Title: Patrick Stevenson & John Theobald (eds.), Relocating Germanness: Discursive disunity in unified Germany.
Author: Ingrid Piller
Email: click here TO access email
Homepage: http://www.languageonthemove.com/ingrid-piller
Institution: Macquarie University
Linguistic Field: Discourse Analysis; Sociolinguistics
Subject Language: German
Abstract: Stevenson's & Theobald's volume, the outcome of a 1998 Southampton conference entitled Disunification: Competing constructions of contemporary Germany, is a rich and diverse collection of current sociolinguistic and discourse-analytic research into the German language. It aims to explore Germany's continued cultural and linguistic East/West divide, a decade after unification.

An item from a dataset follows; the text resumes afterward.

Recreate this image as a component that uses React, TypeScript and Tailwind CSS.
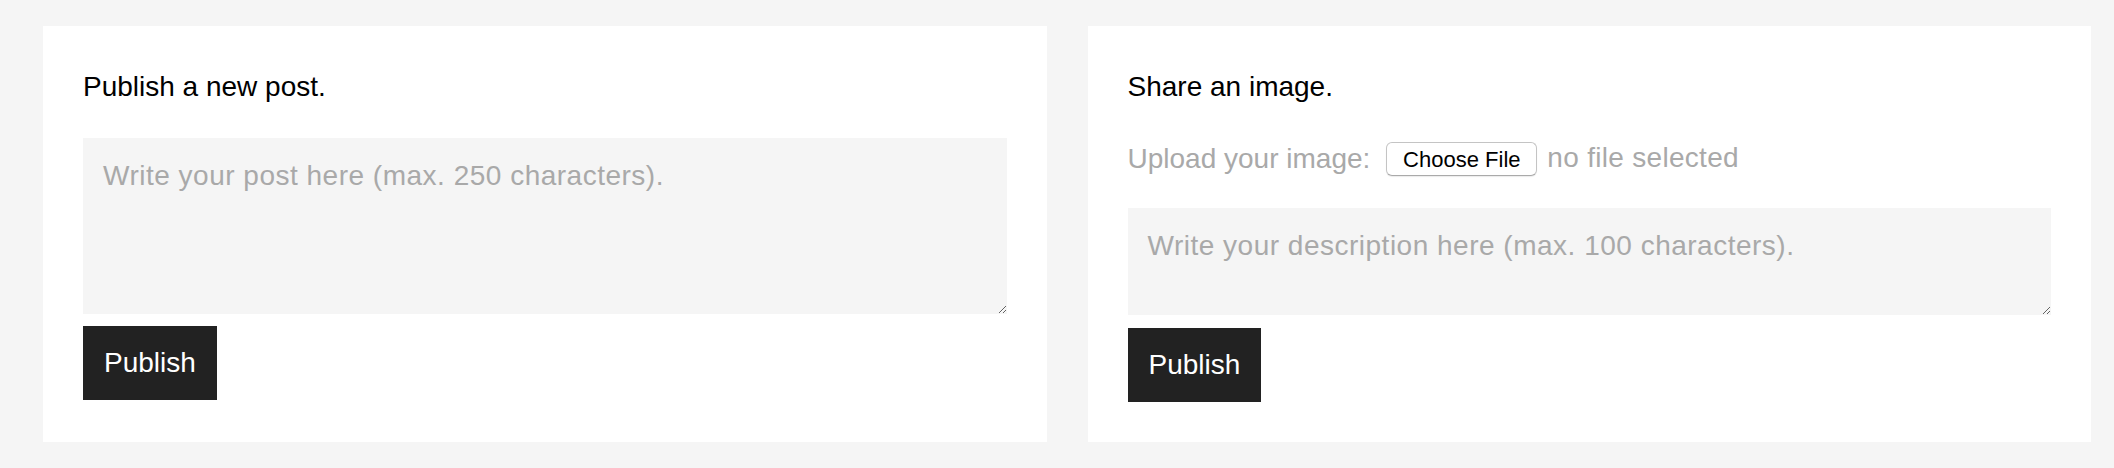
export default function App() {
  return (
    <div className="min-h-screen bg-[#f5f5f5] pt-[26px] pb-[26px] pl-[43px] pr-[23px] font-['Liberation_Sans',Arial,sans-serif]">
      <div className="flex items-stretch gap-[41px]">
        {/* Post card */}
        <div className="flex-1 bg-white pt-[45px] pb-[40px] px-[40px]">
          <h2 className="text-[28px] leading-[32px] text-black">
            Publish a new post.
          </h2>
          <textarea
            className="block mt-[35px] w-full h-[176px] bg-[#f5f5f5] border-0 outline-none px-5 pt-[22px] text-[28px] leading-[32px] tracking-[0.5px] text-black placeholder:text-[#a9a9a9]"
            placeholder="Write your post here (max. 250 characters)."
          />
          <button className="mt-[12px] h-[74px] px-[21px] bg-[#222222] text-white text-[28px] leading-[32px]">
            Publish
          </button>
        </div>

        {/* Image card */}
        <div className="flex-1 bg-white pt-[45px] pb-[40px] px-[40px]">
          <h2 className="text-[28px] leading-[32px] text-black">
            Share an image.
          </h2>
          <div className="mt-[39px] flex items-center h-[34px]">
            <span className="text-[28px] leading-[32px] text-[#a9a9a9]">
              Upload your image:
            </span>
            <span className="ml-[16px] h-[34px] w-[151px] flex items-center justify-center rounded-[6px] border border-[#c4c4c4] border-b-[#aaaaaa] bg-white text-[22px] text-black shadow-[0_1px_1px_rgba(0,0,0,0.08)]">
              Choose File
            </span>
            <span className="ml-[10px] -mt-[2px] text-[28px] leading-[32px] tracking-[0.3px] text-[#a9a9a9]">
              no file selected
            </span>
          </div>
          <textarea
            className="block mt-[32px] w-full h-[107px] bg-[#f5f5f5] border-0 outline-none px-5 pt-[22px] text-[28px] leading-[32px] tracking-[0.5px] text-black placeholder:text-[#a9a9a9]"
            placeholder="Write your description here (max. 100 characters)."
          />
          <button className="mt-[13px] h-[74px] px-[21px] bg-[#222222] text-white text-[28px] leading-[32px]">
            Publish
          </button>
        </div>
      </div>
    </div>
  );
}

The volume's 13 contributions are divided into two parts: critical discourse-analytic approaches to public discourses, and micro-analytic approaches to private or semi-public speech genres and communicative practices. The contributions in the first part are presented as "part of the analytical creation of … discourses" which seek to "punctur[e] the dominant western story, and by this very act, creating space for the expression of other memories, experiences and historiographies, and the emergence of alternative discourses" (p. 8). In contrast, the chapters in the second part have the more descriptive aim of documenting linguistic difference in East and West. The editors contend that "profound differences in communicative practices and behaviours between east and west Germans" exist, or are perceived to exist, and that these differences "constitute a significant barrier to the project of bringing a united … Germany into existence".